Музыка, исходившая из-под ее пальцев, наполняла мир вокруг ласковой и мирной красотой, в мелодии Ари слышался шум густого леса и бегущего в чаще прозрачного ручейка, его дополняло пение птиц и еле слышный шорох листвы, которой ласково касался теплый ветерок.

Ари внезапно остановилась на последнем пассаже – нет, она ошиблась на полтона, надо исправить одну ноту. Вот теперь лучше. Она одобрительно кивнула и начала играть с самого начала.

За спиной она услышала шаги лорд-маршала, но даже не обернулась, ее захватила мелодия. Ари сама была словно листик, унесенный течением воображаемого ручейка. И вода несла ее навстречу чему-то чудесному…

— Нет, здесь не так, — ее руки неожиданно коснулась теплая ладонь, пальцы лорд-маршала сжали запястье, заставляя ее оторваться от клавиш.  — Должно быть вот так. Немного неожиданный переход, но, как ни странно, никакой какофонии не порождает.

Он наиграл фразу, и Ари кивнула:

— Да, вы правы, — она с ненавистью посмотрела на свою застывшую над клавишами руку, словно оцепеневшую и замерзшую от одного только прикосновения убийцы. — Я сейчас исправлю ноты.

Она записала вариант лорд-маршала, непослушные пальцы никак не хотели повиноваться ее воле. Да что такое? Так она все испортит! Ей надо вести себя естественно и непринужденно. А она сейчас выглядит так, словно до ее запястья дотронулась ядовитая змея, а не красивая мужская рука с удивительно изящными и длинными пальцами. Это прикосновение было бы даже приятно, настолько оно было деликатным, если бы это был не лорд-маршал. И его помощь с музыкальной фразой – она была очень кстати и показывала, что он умеет чувствовать красоту гармонии. Или он опять притворяется, делает вид, что ему интересно то же, что занимает Ари? Так можно вкрасться в доверие…

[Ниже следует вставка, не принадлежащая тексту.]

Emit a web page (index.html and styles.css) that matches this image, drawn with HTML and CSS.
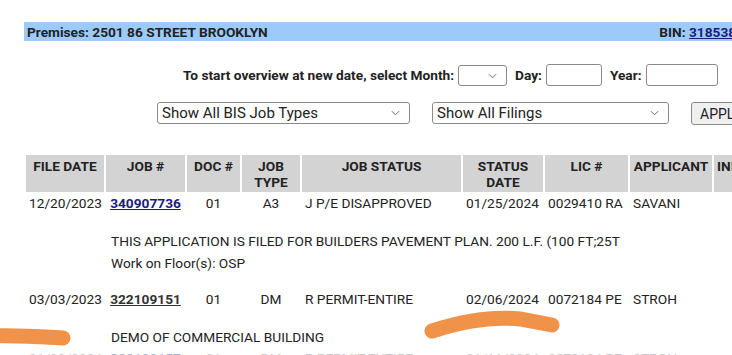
FILE: index.html
```html
<!DOCTYPE html>
<html lang="en">
<head>
    <meta charset="UTF-8">
    <meta name="viewport" content="width=device-width, initial-scale=1.0">
    <title>Property Profile - Job Overview</title>
    <link rel="stylesheet" href="styles.css">
</head>
<body>

<div class="page">
    <div class="premises">
        <span>Premises: 2501 86 STREET BROOKLYN</span>
        <span>BIN: <a href="#">3185388</a></span>
    </div>

    <form class="date-row">
        <label for="month">To start overview at new date, select Month:</label>
        <span class="sel sel-month">
            <select id="month"><option></option></select>
            <svg class="chev" viewBox="0 0 10 6"><path d="M1 1 L5 5 L9 1" /></svg>
        </span>
        <label for="day">Day:</label>
        <input type="text" id="day" class="day">
        <label for="year">Year:</label>
        <input type="text" id="year" class="year">
    </form>

    <div class="filter-row">
        <span class="sel sel-types">
            <select><option>Show All BIS Job Types</option></select>
            <svg class="chev" viewBox="0 0 10 6"><path d="M1 1 L5 5 L9 1" /></svg>
        </span>
        <span class="sel sel-filings">
            <select><option>Show All Filings</option></select>
            <svg class="chev" viewBox="0 0 10 6"><path d="M1 1 L5 5 L9 1" /></svg>
        </span>
        <button type="button">APPLY</button>
    </div>

    <table class="jobs">
        <colgroup>
            <col style="width:78px"><col style="width:79px"><col style="width:53px">
            <col style="width:58px"><col style="width:159px"><col style="width:80px">
            <col style="width:83px"><col style="width:82px"><col style="width:60px">
        </colgroup>
        <thead>
            <tr>
                <th>FILE DATE</th>
                <th>JOB #</th>
                <th>DOC #</th>
                <th>JOB<br>TYPE</th>
                <th>JOB STATUS</th>
                <th>STATUS<br>DATE</th>
                <th>LIC #</th>
                <th>APPLICANT</th>
                <th class="left">INITIAL COST</th>
            </tr>
        </thead>
        <tbody>
            <tr class="job">
                <td>12/20/2023</td>
                <td class="c"><a href="#">340907736</a></td>
                <td class="c">01</td>
                <td class="c">A3</td>
                <td>J P/E DISAPPROVED</td>
                <td>01/25/2024</td>
                <td>0029410 RA</td>
                <td>SAVANI</td>
                <td></td>
            </tr>
            <tr class="desc">
                <td></td>
                <td colspan="8">THIS APPLICATION IS FILED FOR BUILDERS PAVEMENT PLAN. 200 L.F. (100 FT;25T<br>Work on Floor(s): OSP</td>
            </tr>
            <tr class="job">
                <td>03/03/2023</td>
                <td class="c"><a href="#" class="visited">322109151</a></td>
                <td class="c">01</td>
                <td class="c">DM</td>
                <td>R PERMIT-ENTIRE</td>
                <td>02/06/2024</td>
                <td>0072184 PE</td>
                <td>STROH</td>
                <td></td>
            </tr>
            <tr class="desc last">
                <td></td>
                <td colspan="8">DEMO OF COMMERCIAL BUILDING</td>
            </tr>
            <tr class="job faded">
                <td>01/09/2024</td>
                <td class="c"><a href="#">322109157</a></td>
                <td class="c">01</td>
                <td class="c">DM</td>
                <td>R PERMIT-ENTIRE</td>
                <td>01/11/2024</td>
                <td>0072184 PE</td>
                <td>STROH</td>
                <td></td>
            </tr>
        </tbody>
    </table>
</div>

<!-- marker scribbles drawn over the screenshot -->
<svg class="marker" width="732" height="355" viewBox="0 0 732 355">
    <path d="M-10 336 C20 335 45 337 63 338" />
    <path d="M432 331 C460 322 490 316 520 319 L552 325" />
</svg>

</body>
</html>
```

FILE: styles.css
```css
html, body {
    margin: 0;
    overflow: hidden;
    background: #ffffff;
}

body {
    font-family: 'Roboto', 'Liberation Sans', sans-serif;
    font-size: 13.7px;
    color: #222;
    width: 732px;
    height: 355px;
    position: relative;
}

.page {
    width: 760px;
    padding: 22px 0 0 24px;
}

a {
    color: #1c1c7c;
    font-weight: bold;
}

a.visited {
    color: #333;
}

.premises {
    display: flex;
    justify-content: space-between;
    align-items: center;
    width: 717px;
    height: 19px;
    padding: 0 2px 0 3px;
    background: #9ccbfb;
    font-weight: bold;
}

.date-row {
    display: flex;
    align-items: center;
    margin: 23px 0 0 159px;
    height: 22px;
    font-weight: bold;
}

.date-row label {
    margin-right: 4px;
}

.date-row input {
    height: 22px;
    box-sizing: border-box;
    border: 1px solid #8a8a8a;
    border-radius: 3px;
    margin: 0 8px 0 0;
    padding: 0;
}

.date-row .day {
    width: 56px;
}

.date-row .year {
    width: 72px;
}

.sel {
    position: relative;
    display: inline-block;
}

.sel select {
    appearance: none;
    -webkit-appearance: none;
    box-sizing: border-box;
    height: 22px;
    border: 1px solid #8a8a8a;
    border-radius: 3px;
    background: #fff;
    font-family: 'Roboto', 'Liberation Sans', sans-serif;
    font-size: 15px;
    color: #222;
    padding: 0 0 0 4px;
    margin: 0;
    display: block;
}

.chev {
    position: absolute;
    top: 8px;
    right: 10px;
    width: 9px;
    height: 6px;
    fill: none;
    stroke: #555;
    stroke-width: 1;
}

.sel-month {
    margin-right: 8px;
}

.sel-month select {
    width: 49px;
    height: 21px;
}

.filter-row {
    display: flex;
    align-items: center;
    gap: 22px;
    margin: 16px 0 0 133px;
    height: 22px;
}

.sel-types select {
    width: 253px;
}

.sel-filings select {
    width: 237px;
}

button {
    height: 23px;
    margin-top: 1px;
    padding: 0 8px;
    border: 1px solid #8a8a8a;
    border-radius: 3px;
    background: #efefef;
    font-family: 'Roboto', 'Liberation Sans', sans-serif;
    font-size: 14px;
    color: #222;
}

.jobs {
    margin-top: 31px;
    border-collapse: separate;
    border-spacing: 2px 0;
    table-layout: fixed;
    width: 752px;
}

.jobs th {
    background: #d3d3d3;
    font-weight: bold;
    vertical-align: top;
    line-height: 16px;
    padding: 3px 0 2px;
    height: 32px;
    box-sizing: content-box;
    white-space: nowrap;
    overflow: hidden;
}

.jobs th.left {
    text-align: left;
    padding-left: 3px;
}

.jobs td {
    line-height: 22px;
    padding: 0 0 0 3px;
    white-space: nowrap;
    overflow: hidden;
}

.jobs td.c {
    text-align: center;
    padding: 0;
}

.jobs .desc td {
    padding: 16px 0 14px 5px;
}

.jobs .desc.last td {
    padding: 17px 0 0 5px;
    line-height: 20px;
}

.jobs .faded td {
    color: #c9c9c9;
}

.jobs .faded a {
    color: #a7aaf0;
}

.marker {
    position: absolute;
    left: 0;
    top: 0;
    pointer-events: none;
}

.marker path {
    fill: none;
    stroke: #f0924a;
    stroke-width: 15;
    stroke-linecap: round;
}
```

— Могу я вас попросить об одном одолжении? – неожиданно спросил он своим теплым и наверняка насквозь фальшивым голосом.

—  Конечно, — Ари кивнула, не найдя более подходящего ответа.

— Сыграйте эту мелодию еще раз, если вас не затруднит. Она… — он что-то хотел добавить, но прервал сам себя. — Она очень красивая, хотя вы и играете ее не совсем так, как… — снова какая-то болезненная пауза и горечь в голосе. — Как те, кого я слышал.

Ари вновь дотронулась до клавиш, но сама чувствовала, что бурный поток прекрасных звуков превратился в тонкий сбивчивый ручеек. Как будто он постоянно сталкивался с огромными камнями вопросов, которые она никогда не задаст — и постепенно мелел. Кто играл эту мелодию? Элиза? Не очень похоже, слишком старые ноты, да и Элиза была из простых, вряд ли училась музыке, но могла и она. Чем лорд-маршалу так нравится эта музыка? А живопись ему, значит, не нравится, раз на глазах брата разорвал все картины, нарисованные их матерью? Почему, в конце концов, он так смотрит на нее, что она чувствует его взгляд, словно ее окружает мягкое и теплое облако? Ведь под его взглядом она должна чувствовать лишь то, как вокруг нее сжимаются каменные стены, усыпанные шипами!